I made Kodo Millet idlis and used the remaining to make the upma. I used the traditional upma recipe except I had to roast the Kodo semolina first (according to the packet) and then make the Upma. Here is the recipe, I hope you all like it too!


Kodo Millet Upma


Recipe

Ingredients:

• 1 cup Roasted Kodo Millet Semolina

• 3 Green Chillies slit (use more or less as per your taste)

• 1/2 tsp Mustard Seeds

• 1 tsp Urad Dhal

• 1 tsp Chana Dhal

• 4 - 6 Curry Leaves

• Salt to taste

• 1 tbsp Grated Coconut (you can add more or less according to your taste)

• Sugar to taste (optional)

• Pinch of Hing (asafoetida) optional

• 1/4 tsp Minced Ginger (optional)

Cashew pieces (optional)

• 2 and a half cups hot water

• 2 tbsps oil or ghee ( you can add more if you wish)

Roasting the Kodo Millet Semolina



Steps:

1. Roast the Kodo Millet semolina in a pan till it is nice and brown and has a nice aroma. Keep aside.

2. Heat oil or/and ghee in a pan and season mustard seeds, urad dhal, chana dhal and jeera and let the mustard seeds splutter and the dhals get slightly brown.

3. Next add curry leaves and slit green chillies and cashew bits and hing and sauté for another minute.

4. Add in the Millet rawa (semolina) and sauté for a minute to mix well.

5. Add in the salt to taste, a pinch of sugar and the chopped ginger and 2 and a half cups of hot water. 6. Mix well and when the mixture comes to a boil, cover and cook on medium for five minutes or

until the rawa has cooked well and the water is all absorbed.

7. Sprinkle fresh grated coconut and cilantro (optional), mix well and serve hot.


Notes:

• Alternatively you can roast it ahead of time and store in an air tight container.

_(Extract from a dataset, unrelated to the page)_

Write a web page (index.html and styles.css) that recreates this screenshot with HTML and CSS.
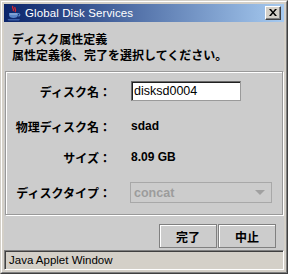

• You can also do everything from steps 1 to 3 and cool and store in an airtight container in the

fridge for at least a week. Just add the salt, and sugar and hot water and cook through and add

the coconut.

• Rula'nv is usually prepared on pooja days, festivals etc. for breakfast or snack as it is a satvik

food with no onion and garlic.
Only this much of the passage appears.